Types of Payroll Funding
As mentioned above, payroll funding can take various forms for staffing companies:
- Invoice Factoring (Accounts Receivable Factoring): This involves selling your accounts receivable (outstanding invoices) to a factoring company for immediate cash.
- Asset-Based Lending (Invoice Financing): Asset-based lending uses accounts receivable, similar to factoring, but differs in that the lender uses the AR as collateral for a line of credit.
- Payroll Loans: Some banks will offer short-term loans to be used specifically for payroll.
- Business Lines of Credit: Some staffing firms can qualify for revolving credit to cover short-term payroll needs.
Benefits of Payroll Funding for Staffing Companies
Ensures On-Time Payroll: Payroll funding helps temporary staffing companies prevent payroll delays, which saves on costs associated with employee turnover. Further, failing to pay employees on time is a good way to damage your reputation in the industry, which can cripple your business.
Eliminates the Stress of Slow Payments: As already covered, payroll funding bridges cash flow gaps, so staffing companies no longer need to wait 30-90 days for clients to pay. Peace of mind, knowing you can meet your current obligations, can allow you to focus on growing your business, which leads to the following point.
Supports Growth and Expansion: Payroll funding allows agencies to take on more clients and contracts without cash flow constraints. AR-based payroll funding (such as factoring and asset-based lending) is flexible and scalable, growing in proportion to sales—the more invoices you generate, the more funding you are eligible to receive.
No Traditional Debt (For Factoring): With using invoice factoring for payroll funding, staffing companies don’t take on traditional debt, since factoring is not lending, but selling an asset (accounts receivable). This can help preserve balance sheet health, while providing the funding.
How to Qualify for Payroll Funding
To qualify for payroll funding (invoice factoring or asset-based lending), temp staffing agencies must ensure that their customers are creditworthy. Since many payroll funding providers advance and collect on receivables, the creditworthiness of the customer is paramount. The funding provider needs to be sure that the receivable won’t turn into bad debt.
In a similar vein, most payroll funding providers won’t fund invoices over 90 days old. If your customer’s payment terms exceed 90 days, the payroll funding provider may allow for negotiation. For example, some companies such as Honeywell and Anheuser-Busch require payment terms of 120+ days. Payroll funding providers may make exceptions for these arrangements.
For invoice factoring, the payroll funding provider will probably focus more on your customer’s credit worthiness when negotiating the deal. However, with asset-based lending, you, as the staffing agency, will need to meet higher credit standards from the payroll funding provider. If your agency had a recent loss, or balance sheet restructure, factoring may be your best option.
Choosing the Right Payroll Funding Partner
What to Look For:
- Fast Funding Process: Look for a payroll funding provider who will, on average, advance same-day or within a 24-hour period.
- High Advance Rates: 80-95% of invoice value is the general range, with 90% being standard for many funding providers.

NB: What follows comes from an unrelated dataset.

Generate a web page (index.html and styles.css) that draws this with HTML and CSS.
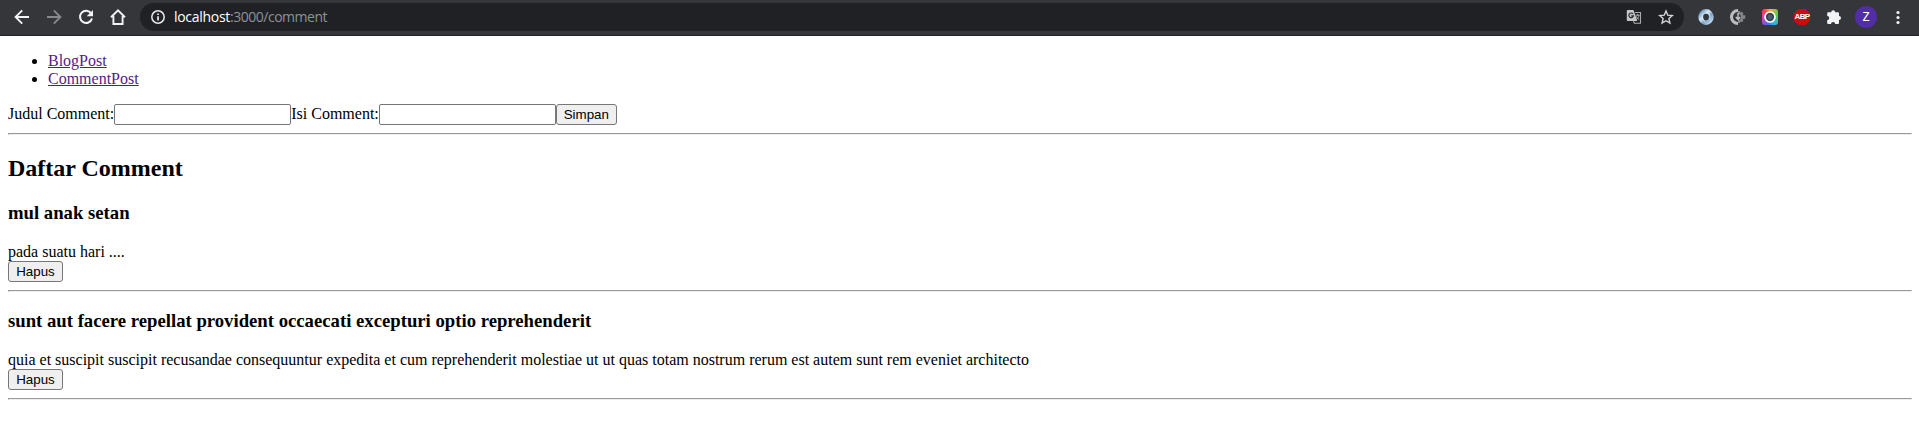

- Competitive Rates: The rate structure depends on the type of payroll funding. If receivables factoring, a staffing agency can expect to pay 1-3% per invoice. For asset-based lending, you can expect to pay a daily rate with a prime plus APR.

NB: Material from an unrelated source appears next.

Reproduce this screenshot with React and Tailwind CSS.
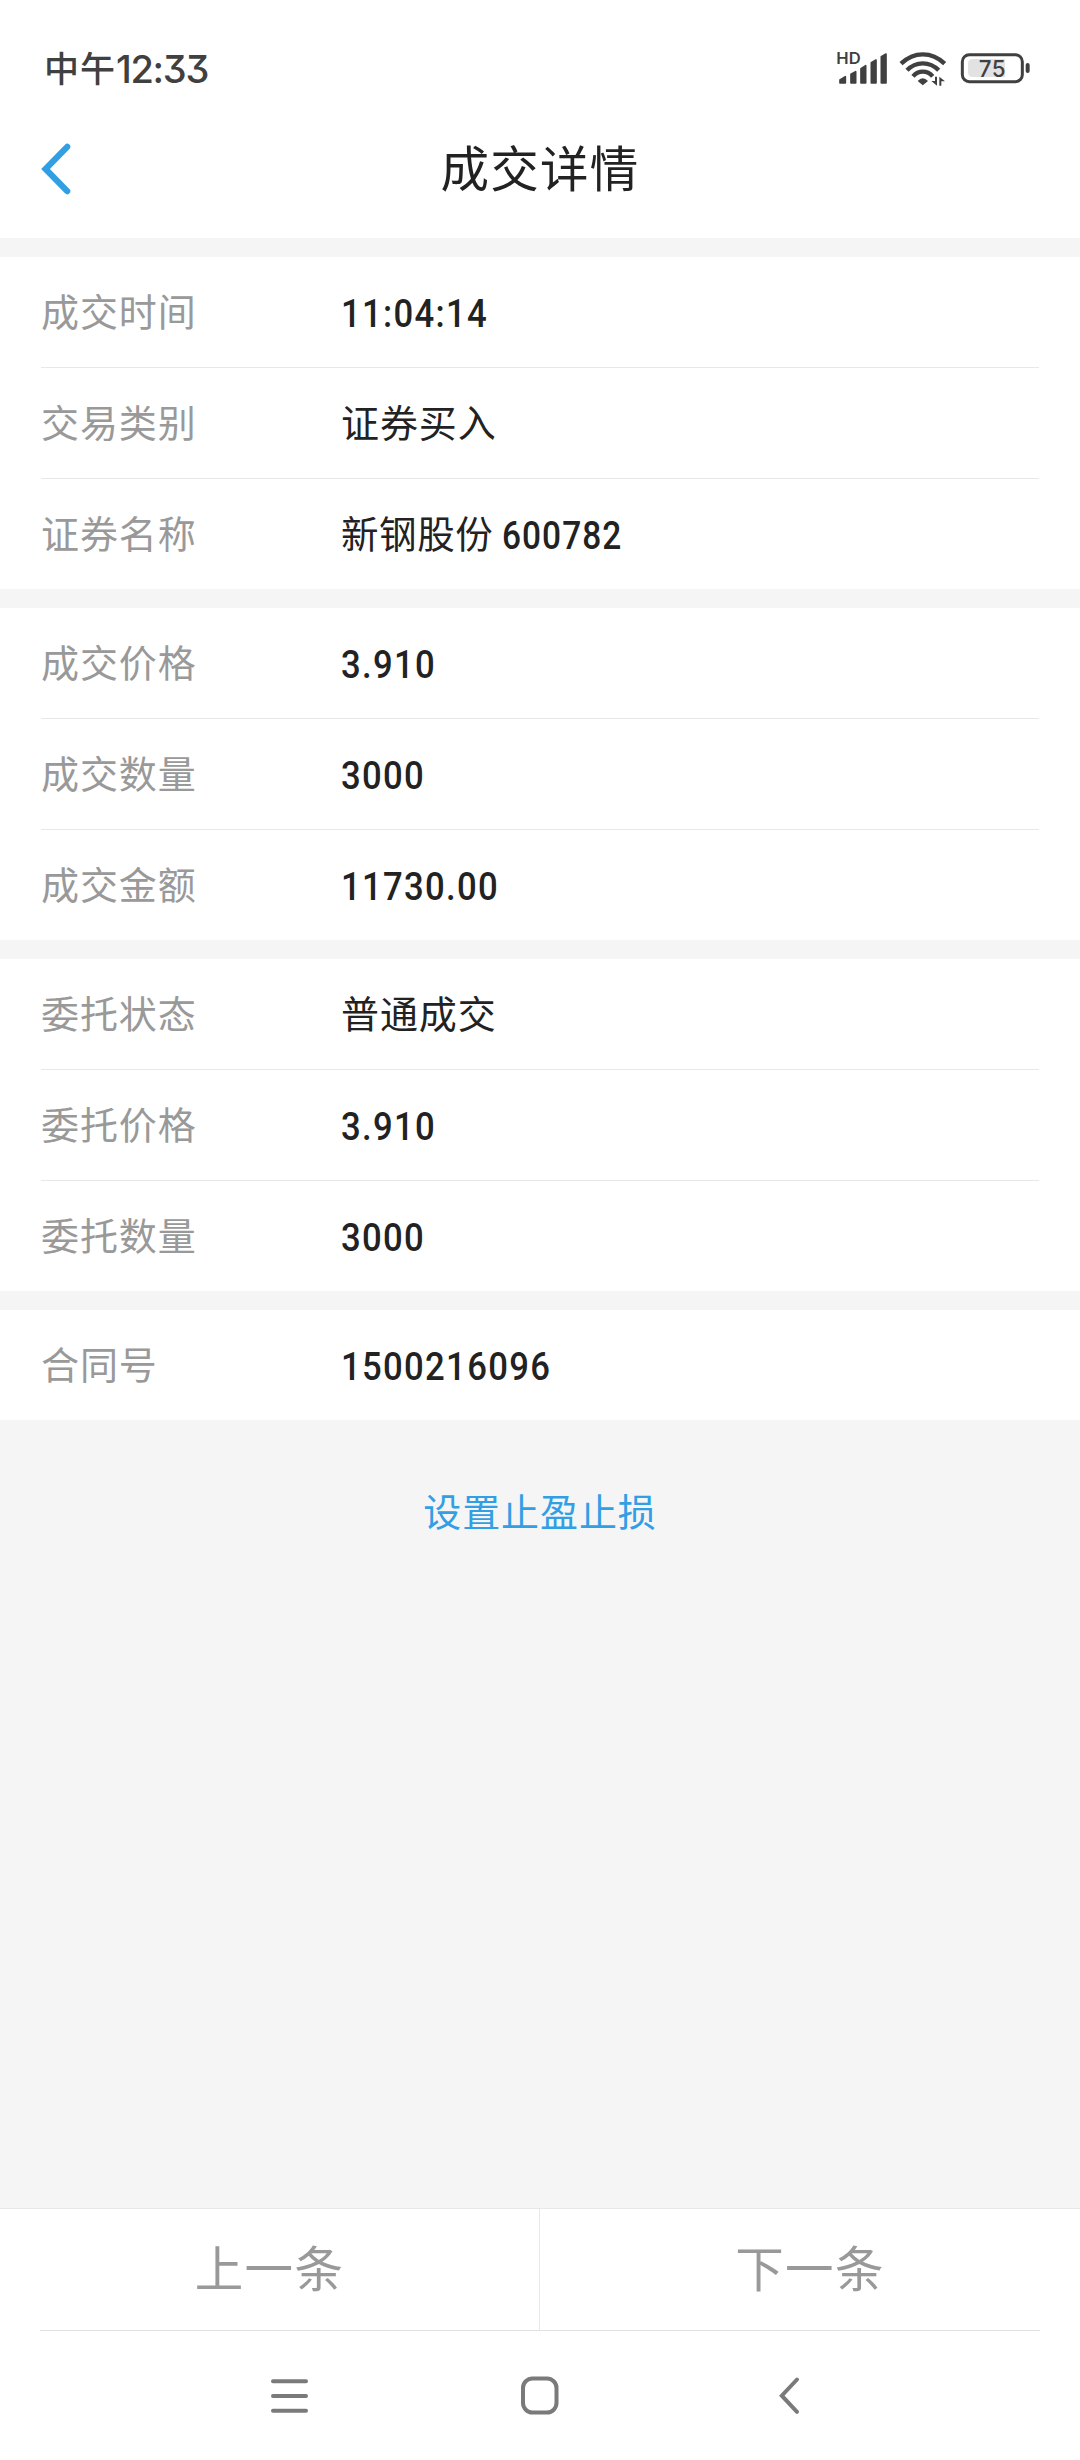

- Industry Experience: Ensure your payroll funding provider is well versed in the staffing industry and understands your business model.
- Transparency: Transparency should characterize any financial partnership. You don’t want to sign up, only to be surprised by junk fees.
- Reputation: When looking for payroll funding options, it’s important to establish that the company is reputable. Working with a bank owned providers offers more safety and soundness, and is sometimes more cost effective.
Questions to Ask a Potential Payroll Funding Provider:
- Is this a factoring or lending agreement?
- If factoring, is it recourse or non-recourse factoring?
- How fast can you fund?
- What are your advance rates?
- What is the fee rate?
- Are there minimum volume requirements?
- What are the total costs including any other fees (such as wire fees, monthly minimums, and per invoice fees)?
Steps to Get Started with Payroll Funding
- Assess your cash flow needs: How much funding do you require? Will funding your outstanding receivables meet your needs, or will you need another form of financing?
- Research and compare providers: Find the best payroll funding partner. Submit inquiries and have conversations. Consider their reputation, pricing, experience, and transparency.
- Choose a provider and submit your application: Once you’ve chosen a provider, submit your application and any required documentation to get approved by their underwriting team.
- Submit invoices for approval: Once approved, submit your invoices, providing customer details.
- Receive funding: Get an advance on approved invoices to meet your payroll.
- Continue operations smoothly: Keep growing your business with predictable cash flow.
Further Reading: How to Start Invoice Factoring
Conclusion: Is Payroll Funding Right for Your Staffing Business?
If cash flow shortages are leading you to pass up on new contracts, or payroll shortages are leading to employee complaints and turnover, payroll funding may be the right solution. Invoice factoring is the most common form of payroll funding for staffing companies, but asset-based lending and other solutions may also be viable options. The key to success is choosing the right funding partner with transparent terms, fast approvals, and industry expertise.